I was livid at this point, not only because he was being intentionally mean to me, but because he was insulting the guys at RangeMan in the process. "Would it kill you to be nice to me? I don't know what's pissed you off, but could you just stand up for what's got you irritated and not drag the guys into it?"

"Don't flatter yourself, sweetheart," he practically laughed. "I'm not capable of being nice like the guys are. I've got one leg banged up to the point of no return, and the one in the middle hasn't shown any interest, either. In case you haven't noticed, I'm in no condition to stand up for anything."

"Don't sell yourself short, Manny." I stood up to make my point. "From where I'm looking, you've got more skills than you thought, because despite what you think isn't functioning, you've still managed to turn yourself into one enormous dick. So obviously you can rise to the occasion if you're motivated enough."

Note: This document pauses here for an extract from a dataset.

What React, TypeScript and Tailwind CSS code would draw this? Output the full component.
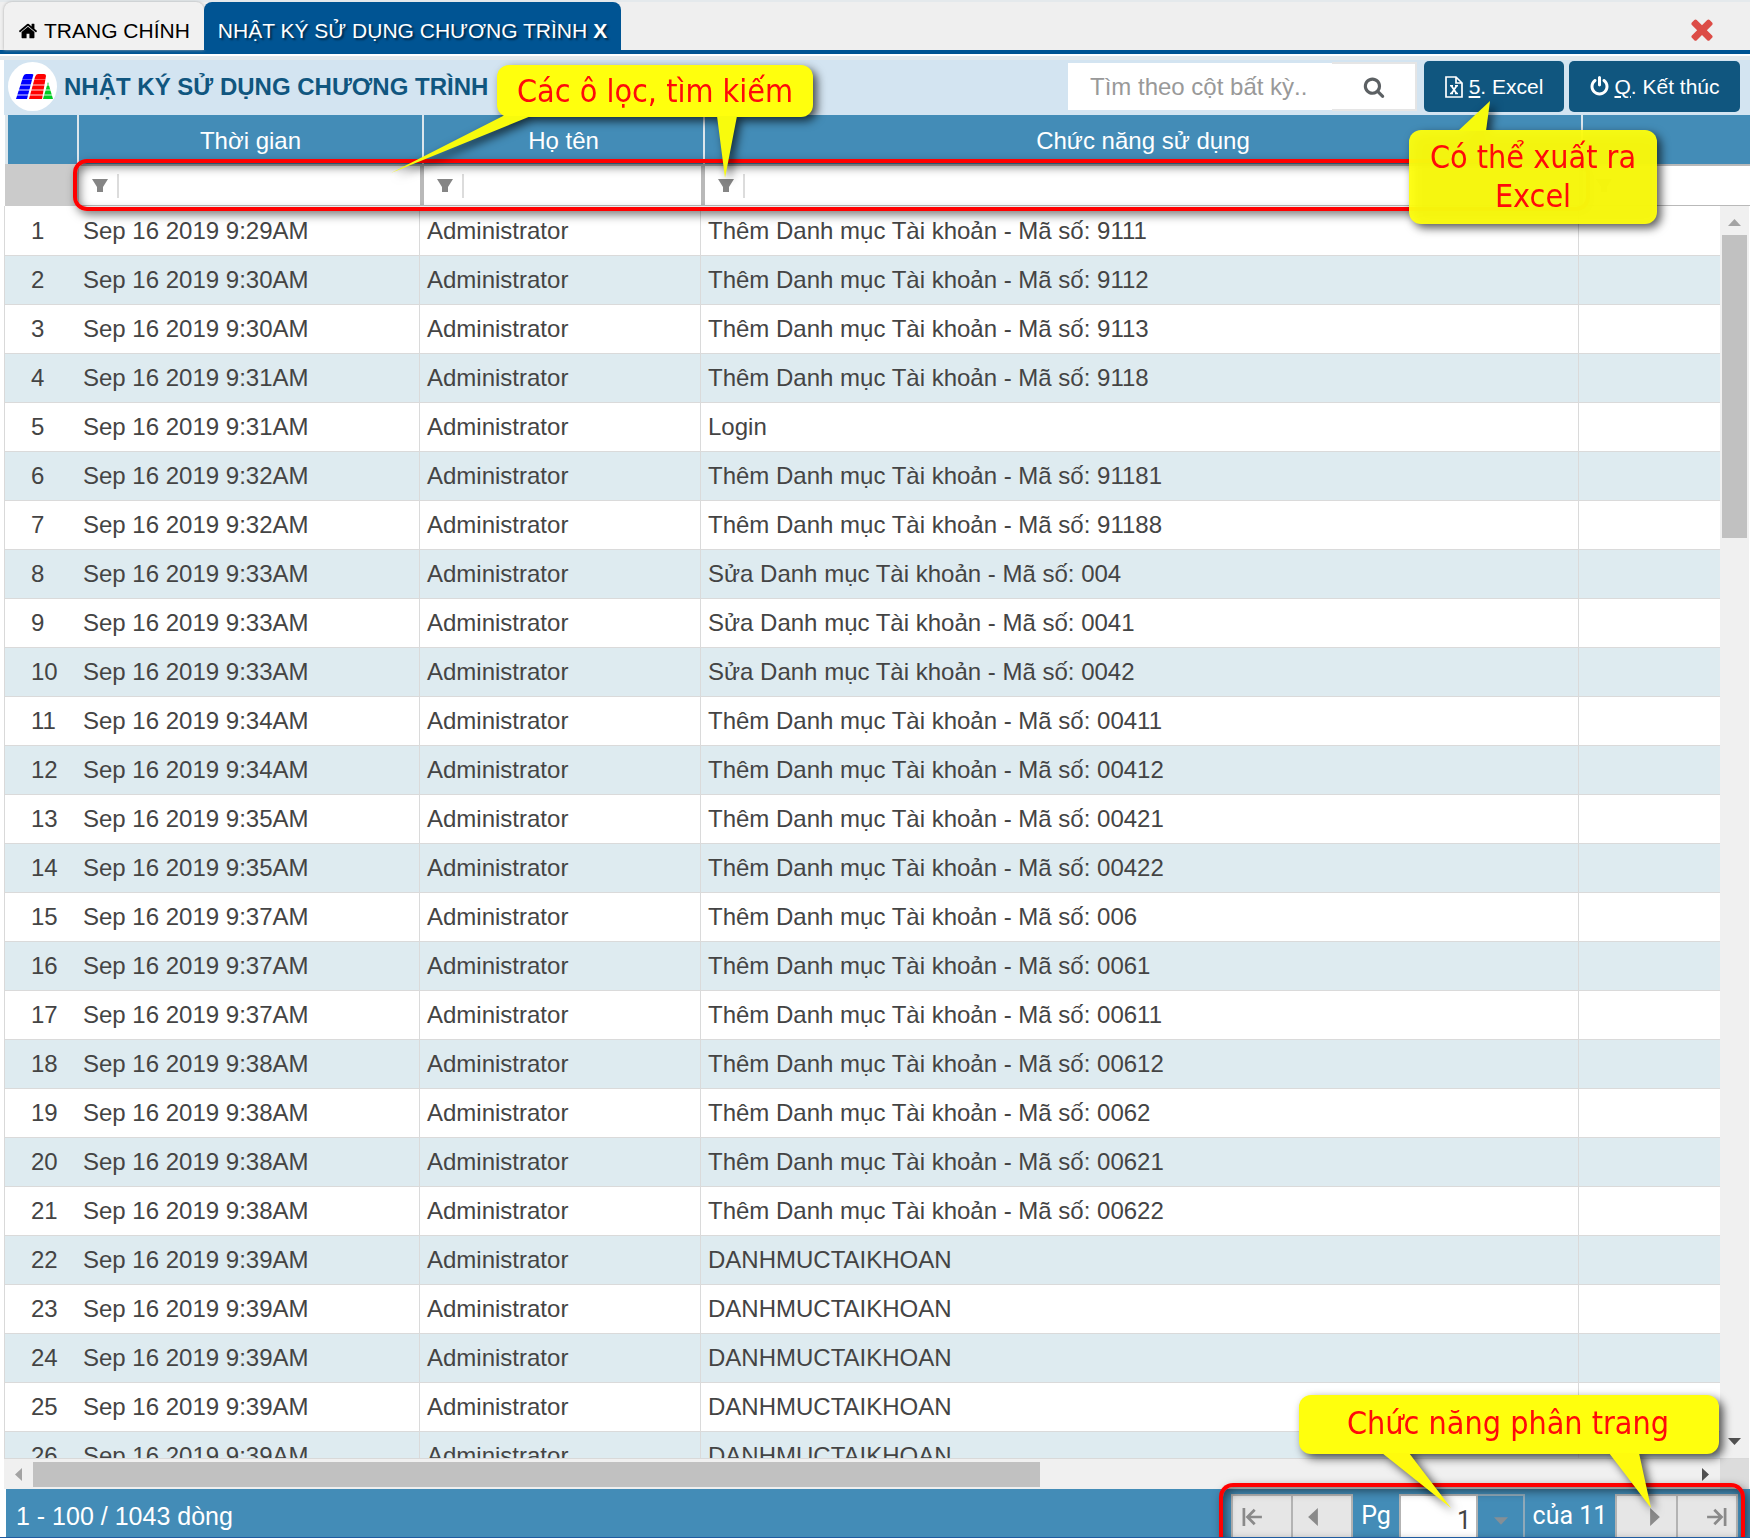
import { useState } from 'react';

type Log = {
    thoiGian: string;
    hoTen: string;
    chucNang: string;
};

const them = (ma: string) => `Thêm Danh mục Tài khoản - Mã số: ${ma}`;
const sua = (ma: string) => `Sửa Danh mục Tài khoản - Mã số: ${ma}`;

const entries: [string, string][] = [
    ['9:29AM', them('9111')],
    ['9:30AM', them('9112')],
    ['9:30AM', them('9113')],
    ['9:31AM', them('9118')],
    ['9:31AM', 'Login'],
    ['9:32AM', them('91181')],
    ['9:32AM', them('91188')],
    ['9:33AM', sua('004')],
    ['9:33AM', sua('0041')],
    ['9:33AM', sua('0042')],
    ['9:34AM', them('00411')],
    ['9:34AM', them('00412')],
    ['9:35AM', them('00421')],
    ['9:35AM', them('00422')],
    ['9:37AM', them('006')],
    ['9:37AM', them('0061')],
    ['9:37AM', them('00611')],
    ['9:38AM', them('00612')],
    ['9:38AM', them('0062')],
    ['9:38AM', them('00621')],
    ['9:38AM', them('00622')],
    ['9:39AM', 'DANHMUCTAIKHOAN'],
    ['9:39AM', 'DANHMUCTAIKHOAN'],
    ['9:39AM', 'DANHMUCTAIKHOAN'],
    ['9:39AM', 'DANHMUCTAIKHOAN'],
    ['9:39AM', 'DANHMUCTAIKHOAN'],
];

const logs: Log[] = entries.map(([gio, chucNang]) => ({
    thoiGian: `Sep 16 2019 ${gio}`,
    hoTen: 'Administrator',
    chucNang,
}));

const columns = ['Thời gian', 'Họ tên', 'Chức năng sử dụng', ''];

const icons = {
    home: 'M1472 992v480q0 26-19 45t-45 19h-384v-384h-256v384h-384q-26 0-45-19t-19-45v-480q0-1 .5-3t.5-3l575-474 575 474q1 2 1 6zm223-69l-62 74q-8 9-21 11h-3q-13 0-21-7l-692-577-692 577q-12 8-24 7-13-2-21-11l-62-74q-8-10-7-23.5t11-21.5l719-599q32-26 76-26t76 26l244 204v-195q0-14 9-23t23-9h192q14 0 23 9t9 23v408l219 182q10 8 11 21.5t-7 23.5z',
    times: 'M1490 1322q0 40-28 68l-136 136q-28 28-68 28t-68-28l-294-294-294 294q-28 28-68 28t-68-28l-136-136q-28-28-28-68t28-68l294-294-294-294q-28-28-28-68t28-68l136-136q28-28 68-28t68 28l294 294 294-294q28-28 68-28t68 28l136 136q28 28 28 68t-28 68l-294 294 294 294q28 28 28 68z',
    power: 'M1664 896q0 156-61 298t-164 245-245 164-298 61-298-61-245-164-164-245-61-298q0-182 80.5-343t226.5-270q43-32 95.5-25t83.5 50q32 42 24.5 94.5t-49.5 84.5q-98 74-151.5 181t-53.5 228q0 104 40.5 198.5t109.5 163.5 163.5 109.5 198.5 40.5 198.5-40.5 163.5-109.5 109.5-163.5 40.5-198.5q0-121-53.5-228t-151.5-181q-42-32-49.5-84.5t24.5-94.5q31-43 84-50t95 25q146 109 226.5 270t80.5 343zm-640-768v640q0 52-38 90t-90 38-90-38-38-90v-640q0-52 38-90t90-38 90 38 38 90z',
    search: 'M1216 832q0-185-131.5-316.5t-316.5-131.5-316.5 131.5-131.5 316.5 131.5 316.5 316.5 131.5 316.5-131.5 131.5-316.5zm512 832q0 52-38 90t-90 38q-54 0-90-38l-343-342q-179 124-399 124-143 0-273.5-55.5t-225-150-150-225-55.5-273.5 55.5-273.5 150-225 225-150 273.5-55.5 273.5 55.5 225 150 150 225 55.5 273.5q0 220-124 399l343 343q37 37 37 90z',
};

function Icon({ name, className }: { name: keyof typeof icons; className: string }) {
    return (
        <svg viewBox="0 0 1792 1792" fill="currentColor" className={className} aria-hidden="true">
            <path d={icons[name]} />
        </svg>
    );
}

function Logo() {
    return (
        <svg viewBox="0 0 49 49" className="h-[49px] w-[49px] shrink-0" aria-hidden="true">
            <circle cx="24.5" cy="24.5" r="24.5" fill="#fff" />
            <path d="M18 12h6q2 0 1 2l-6 23H8l7-22q1-3 3-3z" fill="#00f" />
            <path d="M30 12h6q2 0 2 2l-4 23H21l6-22q1-3 3-3z" fill="#f00" />
            <path d="M40 20l5 17H35z" fill="#0c2" />
            <path d="M14 17.500h28" stroke="#fff" strokeOpacity=".35" />
            <path d="M11 23h32M9 28h35M7 33h38" stroke="#fff" strokeOpacity=".85" strokeWidth="1.200" />
        </svg>
    );
}

function ExcelIcon() {
    return (
        <svg viewBox="0 0 18 22" className="h-[22px] w-[18px]" fill="none" stroke="currentColor" aria-hidden="true">
            <path d="M1 1h10l6 6v14H1zM11 1v6h6" strokeWidth="1.700" />
            <path d="M6.500 10l5 7.500M11.500 10l-5 7.500" strokeWidth="1.800" />
            <path d="M5 9.800h3M10 9.800h3M5 17.500h3M10 17.500h3" strokeWidth="1.400" />
        </svg>
    );
}

function FilterCell({ label }: { label: string }) {
    return (
        <div className="flex h-full items-center bg-white pl-[13px]">
            <svg viewBox="0 0 16 13" className="h-[13px] w-4 shrink-0" fill="#858585" aria-hidden="true">
                <path d="M0 0h16l-5 8v5H5V8z" />
            </svg>
            <input aria-label={`Lọc ${label}`} className="ml-[9px] h-6 w-full min-w-0 border-l-2 border-[#dcdcdc] bg-transparent px-2 text-2xl outline-none" />
        </div>
    );
}

const arrows = {
    up: 'M0 7L6.500 0 13 7z',
    down: 'M0 0h13L6.500 7z',
    left: 'M7 0v13L0 6.500z',
    right: 'M0 0v13L7 6.500z',
};

function Arrow({ dir, className }: { dir: keyof typeof arrows; className: string }) {
    const box = dir === 'up' || dir === 'down' ? '0 0 13 7' : '0 0 7 13';
    return (
        <svg viewBox={box} fill="currentColor" className={className} aria-hidden="true">
            <path d={arrows[dir]} />
        </svg>
    );
}

const balloonText = "font-['DejaVu_Sans_Condensed','DejaVu_Sans',sans-serif] text-[32px] text-[#ff0a0a]";

export default function App() {
    const [page, setPage] = useState('1');
    const [search, setSearch] = useState('');

    return (
        <div className="flex h-screen flex-col overflow-hidden border-b border-[#1f5ba0] bg-white font-['Liberation_Sans',Arial,sans-serif]">
            <nav className="flex h-[54px] shrink-0 items-end border-b-4 border-t-2 border-b-[#005493] border-t-[#e4e9ec] bg-[#efefef] pl-1">
                <a href="#home" className="flex h-full items-center gap-[6px] rounded-t-lg bg-[#f1f1f1] px-[14px] pt-[10px] text-[21px] leading-6 text-black shadow-[0_0_3px_#aaa]">
                    <Icon name="home" className="h-5 w-5" />
                    TRANG CHÍNH
                </a>
                <a href="#log" className="flex h-full items-center gap-[6px] rounded-t-lg bg-[#005493] px-[14px] pt-[10px] text-[21px] leading-6 text-white [text-shadow:2px_2px_2px_#00000080]">
                    NHẬT KÝ SỬ DỤNG CHƯƠNG TRÌNH
                    <b>X</b>
                </a>
                <button aria-label="Đóng" className="ml-auto mr-8 self-center pt-[6px] text-[#dc4c46]">
                    <Icon name="times" className="h-8 w-8" />
                </button>
            </nav>

            <div className="mt-[2px] flex min-h-0 flex-1 flex-col border-t-4 border-[#e4e9ec] pl-1">
                <header className="relative flex h-[55px] shrink-0 items-center bg-[#d3e4f1] pb-[2px] pl-1 pr-[10px]">
                    <Logo />
                    <h1 className="ml-[7px] text-2xl font-bold text-[#10567f]">NHẬT KÝ SỬ DỤNG CHƯƠNG TRÌNH</h1>

                    <div className="ml-auto flex h-[47px] items-center">
                        <input
                            aria-label="Tìm kiếm"
                            placeholder="Tìm theo cột bất kỳ.."
                            value={search}
                            onChange={(e) => setSearch(e.target.value)}
                            className="h-[47px] w-[264px] bg-white px-[22px] text-2xl text-[#555] outline-none placeholder:text-[#999]"
                        />
                        <button aria-label="Tìm" className="flex h-[49px] w-[85px] items-center justify-center border-y-2 border-r-2 border-[#e5e5e5] bg-white text-[#5c6063]">
                            <Icon name="search" className="h-[22px] w-[22px]" />
                        </button>
                    </div>

                    <div className="relative ml-[7px]">
                        <button className="flex h-[51px] w-[140px] items-center justify-center gap-[6px] rounded-[5px] bg-[#10567f] text-[21px] text-white">
                            <ExcelIcon />
                            <span><u>5</u>. Excel</span>
                        </button>
                        <div className={`absolute left-[-15px] top-[69px] z-30 w-[248px] rounded-xl bg-[#ffff0d]/95 px-3 py-2 text-center leading-[39px] drop-shadow-[4px_4px_5px_#000000b0] ${balloonText}`}>
                            <svg viewBox="0 0 90 30" className="absolute left-0 top-[-29px] h-[30px] w-[90px]" aria-hidden="true">
                                <path d="M49 30L81 0 77 30z" fill="#f6fb0d" />
                            </svg>
                            Có thể xuất ra Excel
                        </div>
                    </div>
                    <button className="ml-[5px] flex h-[51px] w-[171px] items-center justify-center gap-1 rounded-[5px] bg-[#10567f] text-[21px] text-white">
                        <Icon name="power" className="h-[21px] w-[21px]" />
                        <span><u>Q</u>. Kết thúc</span>
                    </button>

                    <div className={`absolute left-[493px] top-[5px] z-30 flex h-[52px] w-[316px] items-center justify-center rounded-xl bg-[#ffff0d] drop-shadow-[4px_4px_5px_#000000b0] ${balloonText}`}>
                        <svg viewBox="0 0 350 64" className="absolute left-[-106px] top-[51px] h-16 w-[350px]" aria-hidden="true">
                            <path d="M112 0h28L0 57zM326 0h20l-12 62z" fill="#f8fb0d" />
                        </svg>
                        Các ô lọc, tìm kiếm
                    </div>
                </header>

                <div className="relative shrink-0 pl-px">
                    <table className="w-full table-fixed border-separate border-spacing-0">
                        <colgroup>
                            <col className="w-[74px]" />
                            <col className="w-[345px]" />
                            <col className="w-[281px]" />
                            <col className="w-[878px]" />
                            <col />
                        </colgroup>
                        <thead>
                            <tr className="h-[49px] bg-[#438cb7] text-2xl text-white">
                                <th className="border-l-[3px] border-r-2 border-[#dce6ec]" />
                                {columns.map((c, i) => (
                                    <th key={i} className="border-[#dce6ec] p-0 pt-[2px] font-normal [&:not(:last-child)]:border-r-2">{c}</th>
                                ))}
                            </tr>
                            <tr className="h-[42px]">
                                <td className="bg-[#cbcbcb]" />
                                {columns.map((c, i) => (
                                    <td key={i} className="h-[42px] border-b border-t-2 border-[#b9b9b9] p-0 [&:not(:last-child)]:border-r-4">
                                        <FilterCell label={c} />
                                    </td>
                                ))}
                            </tr>
                        </thead>
                    </table>
                    <div className="pointer-events-none absolute left-[69px] top-[44px] z-20 h-[52px] w-[1517px] rounded-[14px] border-4 border-[#f00] shadow-[3px_4px_10px_#00000080,inset_3px_4px_10px_#00000080]" />
                </div>

                <div className="flex min-h-0 flex-1">
                    <div className="min-w-0 flex-1 overflow-hidden border-l border-[#d9d9d9] pt-px">
                        <table className="w-full table-fixed border-separate border-spacing-0 text-2xl text-[#444]">
                            <colgroup>
                                <col className="w-[74px]" />
                                <col className="w-[341px]" />
                                <col className="w-[281px]" />
                                <col className="w-[878px]" />
                                <col />
                            </colgroup>
                            <tbody>
                                {logs.map((log, i) => (
                                    <tr key={i} className="h-[49px] even:bg-[#deebf0]">
                                        <td className="border-b border-[#dadada] p-0 pl-[26px]">{i + 1}</td>
                                        <td className="border-b border-r border-[#dadada] p-0 pl-1">{log.thoiGian}</td>
                                        <td className="border-b border-r border-[#dadada] p-0 pl-[7px]">{log.hoTen}</td>
                                        <td className="border-b border-r border-[#dadada] p-0 pl-[7px]">{log.chucNang}</td>
                                        <td className="border-b border-[#dadada] p-0" />
                                    </tr>
                                ))}
                            </tbody>
                        </table>
                    </div>
                    <div className="mr-px flex w-[29px] shrink-0 flex-col items-center bg-[#f0f0f0]">
                        <div className="flex h-[29px] items-center pt-1">
                            <Arrow dir="up" className="h-[7px] w-[13px] text-[#a3a3a3]" />
                        </div>
                        <div className="min-h-0 w-[25px] flex-1">
                            <div className="h-[303px] bg-[#c1c1c1]" />
                        </div>
                        <div className="flex h-[29px] items-center pb-1">
                            <Arrow dir="down" className="h-[7px] w-[13px] text-[#505050]" />
                        </div>
                    </div>
                </div>

                <div className="mr-px flex h-[31px] shrink-0 items-center border-t border-[#d9d9d9] bg-[#f0f0f0]">
                    <div className="flex w-[29px] justify-center">
                        <Arrow dir="left" className="h-[13px] w-[7px] text-[#a3a3a3]" />
                    </div>
                    <div className="flex-1">
                        <div className="h-[25px] w-[1007px] bg-[#c1c1c1]" />
                    </div>
                    <div className="flex w-[29px] justify-center">
                        <Arrow dir="right" className="h-[13px] w-[7px] text-[#505050]" />
                    </div>
                    <div className="h-full w-[29px] bg-[#dcdcdc]" />
                </div>

                <footer className="relative ml-[2px] flex h-12 shrink-0 items-center justify-between bg-[#438cb7] pl-[10px] pr-3 text-[25px] text-white">
                    <span className="pt-2">1 - 100 / 1043 dòng</span>
                    <div className="flex h-[43px] self-end font-[Roboto,sans-serif]">
                        <button aria-label="Trang đầu" className="flex w-[62px] items-center border-2 border-b-0 border-[#b3b3b3] bg-[#e6e6e6] pl-2">
                            <svg viewBox="0 0 22 20" className="h-[18px] w-[22px]" fill="none" stroke="#8a8a8a" strokeWidth="3" aria-hidden="true">
                                <path d="M2 0v20M22 10H6M14 2L6 10l8 8" />
                            </svg>
                        </button>
                        <button aria-label="Trang trước" className="flex w-[60px] items-center border-r-2 border-t-2 border-[#b3b3b3] bg-[#e6e6e6] pl-[14px]">
                            <Arrow dir="left" className="h-[18px] w-[12px] text-[#8a8a8a]" />
                        </button>
                        <label htmlFor="page" className="w-[46px] text-center leading-[43px]">Pg</label>
                        <input
                            id="page"
                            value={page}
                            onChange={(e) => setPage(e.target.value)}
                            className="w-[79px] border-2 border-b-0 border-[#b3b3b3] bg-white pr-[5px] pt-2 text-right text-[#444] outline-none"
                        />
                        <button aria-label="Chọn trang" className="flex w-[47px] items-center justify-center border-r-2 border-t-2 border-[#8fa9b9] pt-2">
                            <Arrow dir="down" className="h-2 w-[14px] text-[#858f96]" />
                        </button>
                        <span className="w-[90px] text-center leading-[43px]">của 11</span>
                        <button aria-label="Trang sau" className="flex w-[61px] items-center border-l-2 border-t-2 border-[#b3b3b3] bg-[#e6e6e6] pl-8">
                            <Arrow dir="right" className="h-[18px] w-[12px] text-[#8a8a8a]" />
                        </button>
                        <button aria-label="Trang cuối" className="flex w-[62px] items-center justify-end border-2 border-b-0 border-[#b3b3b3] bg-[#e6e6e6] pr-2">
                            <svg viewBox="0 0 22 20" className="h-[18px] w-[22px]" fill="none" stroke="#8a8a8a" strokeWidth="3" aria-hidden="true">
                                <path d="M20 0v20M0 10h16M8 2l8 8-8 8" />
                            </svg>
                        </button>
                    </div>
                    <div className="pointer-events-none absolute bottom-0 right-[5px] z-20 h-[54px] w-[526px] rounded-t-[14px] border-4 border-b-0 border-[#f00] shadow-[3px_4px_10px_#00000080,inset_3px_4px_10px_#00000080]" />
                    <div className={`absolute bottom-[83px] right-[31px] z-30 flex h-[59px] w-[420px] items-center justify-center rounded-xl bg-[#ffff0d] pb-1 pr-[2px] drop-shadow-[4px_4px_5px_#000000b0] ${balloonText}`}>
                        <svg viewBox="0 0 420 56" className="absolute left-0 top-[58px] h-14 w-full" aria-hidden="true">
                            <path d="M83 0h27l42 55zM310 0h30l12 55z" fill="#fffb0d" />
                        </svg>
                        Chức năng phân trang
                    </div>
                </footer>
            </div>
        </div>
    );
}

He blinked a few times but said nothing in return. I'd had enough, knowing I'd crossed a line with my last comment, but not really feeling as though I owed him an apology for it, either. At least, not yet.

I put my hands up, hoping he understood Italian Hand Gestures 101 and that he needed to stop. "Here." I tossed him the remote to the television. "We need some time to cool off, and I don't really think I want to hear your response to that."

Not giving him a chance to respond, I spun around and retreated to the bathroom, locking the door behind me. It was a sophomoric gesture, because I knew he couldn't exactly get in to interrupt my moment alone, but I still felt the need to put up a barrier.

I knew I was prone to a hot temper, and arguing with a guy was nothing new for me. Joe could offer plenty of proof to that fact. But that had felt like we were yelling about something else entirely, and even with Joe, I didn't tend to blow that much without cause.

It was strange how I had someone here in the house with me twenty-four hours a day but I was feeling more and more alone every day.